April 23, 2017

More than Just the Birthday Cake Was on Fire

• By John F. Chisholm •

We celebrated my birthday this week.  It was cozy in the kitchen, the woodstove warming the room.  The event was marked from the beginning.  The cake caught fire ― truly.  My daughter used every available candle and still complained about not having enough.  Pink, blue, yellow and red birthday tapers crowded the icing, melting more than enough wax to set the frosting ablaze.  I blew everything out in an instant but took 40 minutes removing the remains.  Yeah.  Either I’m old or there were a lot of candles.  No.  I can’t say which and I didn’t count.

While the cake cooled I unwrapped my presents.  Nathan gave me the best gift, arriving from Colorado just for the occasion.  We were all together, a complete family as a result.  That doesn’t happen very often anymore.  It’s surprising how much I miss it.

Wendy gave me pants.  Heaven knows, I need them.

Kim gave me a T-shirt.  I read the message printed on the front aloud.  “If a man speaks on a desert island and no woman is there to hear him, is he still wrong?”

It struck me just right.  I had to laugh, even though I was the butt of the joke.  I pointed out to my daughter that if a man were alone on a desert isle that he wouldn’t speak.  There’d be no need.

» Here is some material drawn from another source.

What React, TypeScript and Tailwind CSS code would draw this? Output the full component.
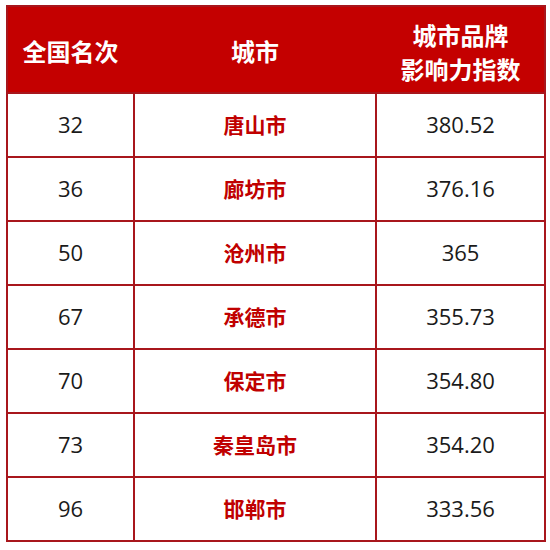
import React from "react";

const rows: [string, string, string][] = [
  ["32", "唐山市", "380.52"],
  ["36", "廊坊市", "376.16"],
  ["50", "沧州市", "365"],
  ["67", "承德市", "355.73"],
  ["70", "保定市", "354.80"],
  ["73", "秦皇岛市", "354.20"],
  ["96", "邯郸市", "333.56"],
];

export default function App() {
  return (
    <div className="w-[550px] h-[550px] bg-white pt-[5px] pl-[6px] font-['Open_Sans','Noto_Sans_CJK_SC',sans-serif]">
      <div className="w-[540px] border-2 border-[#a8161c] flex flex-col">
        <div className="h-[85px] bg-[#c40000] grid grid-cols-[125px_244px_167px] text-white font-bold text-[24px] items-center text-center font-['Noto_Sans_CJK_SC',sans-serif]">
          <div className="pt-[2px]">全国名次</div>
          <div className="pt-[2px]">城市</div>
          <div className="leading-[34px] pt-[4px]">
            <div>城市品牌</div>
            <div>影响力指数</div>
          </div>
        </div>
        {rows.map(([rank, city, score]) => (
          <div key={rank} className="h-[64px] border-t-2 border-[#a8161c] grid grid-cols-[125px_242px_169px] text-center">
            <div className="flex items-center justify-center pb-[2px] text-[22px] text-[#1a1a1a]">{rank}</div>
            <div className="flex items-center justify-center border-l-2 border-[#a8161c] text-[21px] font-bold text-[#c00000] font-['Noto_Sans_CJK_SC',sans-serif]">{city}</div>
            <div className="flex items-center justify-center pb-[2px] border-l-2 border-[#a8161c] text-[22px] text-[#1a1a1a]">{score}</div>
          </div>
        ))}
      </div>
    </div>
  );
}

My son joined in.  “If a woman were alone on a desert island would she shut up?”  He paused a moment, reflecting.  “Would the NSA still record it?”

“You’ve got a couple of points there, buddy.”  I slapped my leg, laughing louder.

My daughter made a face.

My wife decided to take umbrage with the entire exchange.

The result?  Even though it was my birthday, my daughter gave me the T-shirt which was one I’d never seen before and I certainly hadn’t written its text, I was thoroughly censured for my sexist humor.

It made me laugh all the harder because I’d say their objections proved the message.  Completely.

After all, I did read it aloud.  Worse, in this instance, two women heard me.
Yeah.

I was SO wrong and, I should point out, for far, far, FAR from the first time.

When we finally moved on to wax-flavored birthday cake, I winked at Nathan.

I don’t know about your family but mine wouldn’t be together unless we disagreed.